Create an employee feedback loop.

Develop an employee feedback loop and ensure feedback is shared and (when appropriate) acted upon. People are going to have questions and concerns. That is a fact. Whether or not you give your employees an outlet for their feedback and ideas is your decision.

Bear in mind that not having a voice or feeling heard makes people feel that management doesn’t care about them, and is a common driver of disengagement.

The feedback mechanism you provide employees must be, in effect, a safe space for them to share their thoughts, ideas, and opinions. It must be confidential, protecting employees’ anonymity.

I believe in using structured surveys consistently to measure employee engagement, delve into specific topics and invite their feedback. However, ideas and concerns won’t happen on any sort of schedule, which is why a means for employees to submit their feedback at any time is also important.

Leaders need to be coached on accepting employee feedback, and understand that the question to ask is always “Why does this person feel this way?” and never “Who said this?”

If you get it right, you create a conduit for constructive ideas and feedback that delivers huge value for the executive team, enables leaders to truly keep their finger on the pulse of the organsiation, and fosters transparency and trust between leaders and teams.

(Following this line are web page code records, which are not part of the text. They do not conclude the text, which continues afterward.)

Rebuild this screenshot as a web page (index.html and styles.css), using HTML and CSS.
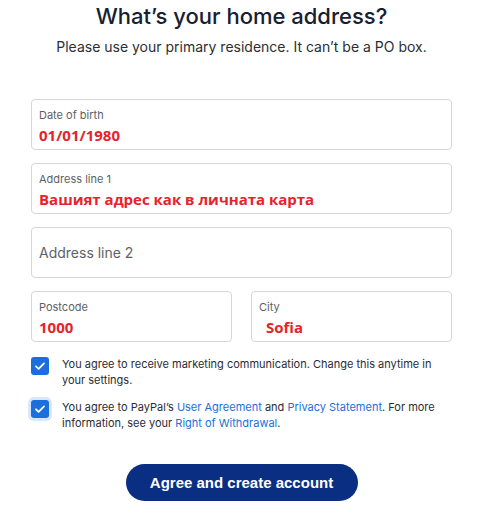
FILE: index.html
```html
<!DOCTYPE html>
<html lang="en">
<head>
  <meta charset="UTF-8" />
  <meta name="viewport" content="width=device-width, initial-scale=1.0"/>
  <title>What's your home address?</title>
  <link rel="stylesheet" href="styles.css">
</head>
<body>
  <div class="container">
    <h2>What’s your home address?</h2>
    <p class="sub">Please use your primary residence. It can’t be a PO box.</p>

    <form class="form">
      <div class="field">
        <span class="label">Date of birth</span>
        <span class="value">01/01/1980</span>
      </div>

      <div class="field">
        <span class="label">Address line 1</span>
        <span class="value">Вашият адрес как в личната карта</span>
      </div>

      <div class="field empty">
        <span class="placeholder">Address line 2</span>
      </div>

      <div class="row">
        <div class="field">
          <span class="label">Postcode</span>
          <span class="value">1000</span>
        </div>
        <div class="field">
          <span class="label">City</span>
          <span class="value city">Sofia</span>
        </div>
      </div>

      <div class="agree">
        <div class="check">
          <span class="box">
            <svg viewBox="0 0 18 18" width="18" height="18"><path d="M5 9.3l2.6 2.5L13 6.4" fill="none" stroke="#fff" stroke-width="1.8" stroke-linecap="round" stroke-linejoin="round"/></svg>
          </span>
          <p>You agree to receive marketing communication. Change this anytime in your settings.</p>
        </div>

        <div class="check">
          <span class="box focus">
            <svg viewBox="0 0 18 18" width="18" height="18"><path d="M5 9.3l2.6 2.5L13 6.4" fill="none" stroke="#fff" stroke-width="1.8" stroke-linecap="round" stroke-linejoin="round"/></svg>
          </span>
          <p>You agree to PayPal’s <a href="#">User Agreement</a> and <a href="#">Privacy Statement</a>. For more information, see your <a href="#">Right of Withdrawal</a>.</p>
        </div>
      </div>

      <button type="button">Agree and create account</button>
    </form>
  </div>
</body>
</html>
```

FILE: styles.css
```css
body {
  font-family: 'Inter', 'Liberation Sans', sans-serif;
  background: #fff;
  margin: 0;
  padding: 0;
  color: #1c1f2a;
}
.container {
  width: 421px;
  margin: 0 auto;
  padding-top: 1px;
}
h2 {
  text-align: center;
  font-size: 22px;
  font-weight: 500;
  line-height: 28px;
  color: #18202f;
  margin: 1px 0 0;
}
.sub {
  text-align: center;
  font-size: 14px;
  line-height: 18px;
  color: #2c2e33;
  margin: 8px 0 0;
}
.form {
  display: flex;
  flex-direction: column;
  gap: 13px;
  margin-top: 43px;
}
.field {
  height: 51px;
  box-sizing: border-box;
  border: 1.5px solid #d6d6d6;
  border-radius: 4px;
  padding: 8px 7px 0;
  display: flex;
  flex-direction: column;
}
.field.empty {
  justify-content: center;
  padding-top: 0;
}
.label {
  font-size: 11px;
  line-height: 14px;
  color: #5c5f66;
}
.value {
  font-family: 'Open Sans', 'Noto Sans', sans-serif;
  font-weight: 700;
  font-size: 15px;
  line-height: 20px;
  color: #e8222c;
  margin-top: 3px;
}
.value.city {
  padding-left: 7px;
}
.placeholder {
  font-size: 14px;
  color: #5f6167;
}
.row {
  display: grid;
  grid-template-columns: 1fr 1fr;
  gap: 19px;
}
.agree {
  display: flex;
  flex-direction: column;
  gap: 11px;
  margin-top: 1px;
}
.check {
  display: flex;
  align-items: flex-start;
  gap: 13px;
}
.box {
  flex: none;
  width: 18px;
  height: 18px;
  border-radius: 3px;
  background: #1b6fdd;
  display: flex;
  margin-top: 1px;
}
.box.focus {
  box-shadow: 0 0 0 3px #d8e7fb;
}
.check p {
  margin: 0;
  font-size: 11px;
  line-height: 16px;
  color: #2a2c33;
}
.check a {
  color: #1a6fd8;
  text-decoration: none;
}
button {
  align-self: center;
  width: 232px;
  height: 37px;
  margin-top: 20px;
  background: #0a2e82;
  color: #fff;
  border: none;
  border-radius: 19px;
  font-family: 'Liberation Sans', 'Inter', sans-serif;
  font-weight: 700;
  font-size: 15px;
  cursor: pointer;
}
```
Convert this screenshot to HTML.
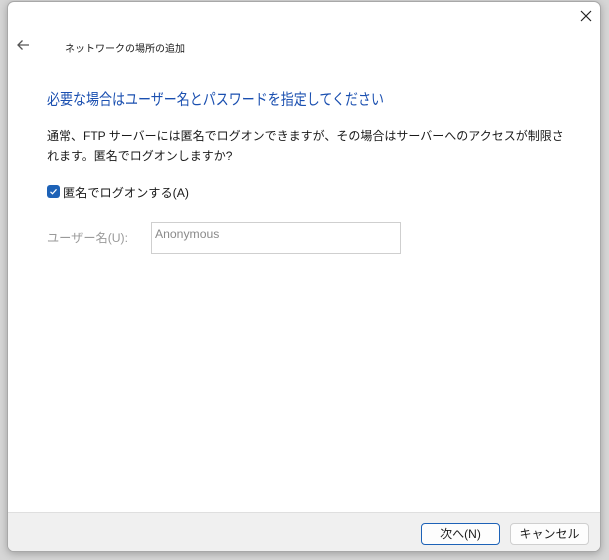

It is through the act of gathering employee feedback that leaders acquire a new and robust understanding of their people. That understanding, in turn, enables them to be empathetic leaders, understand the employees’ viewpoint, and consider it when they make decisions.

These three acts – setting one’s assumptions aside, committing to using people data as an indicator, not a fact, and prioritising the collection analysis and response to employee feedback – will enable executives to re-humanise the workplaces they lead.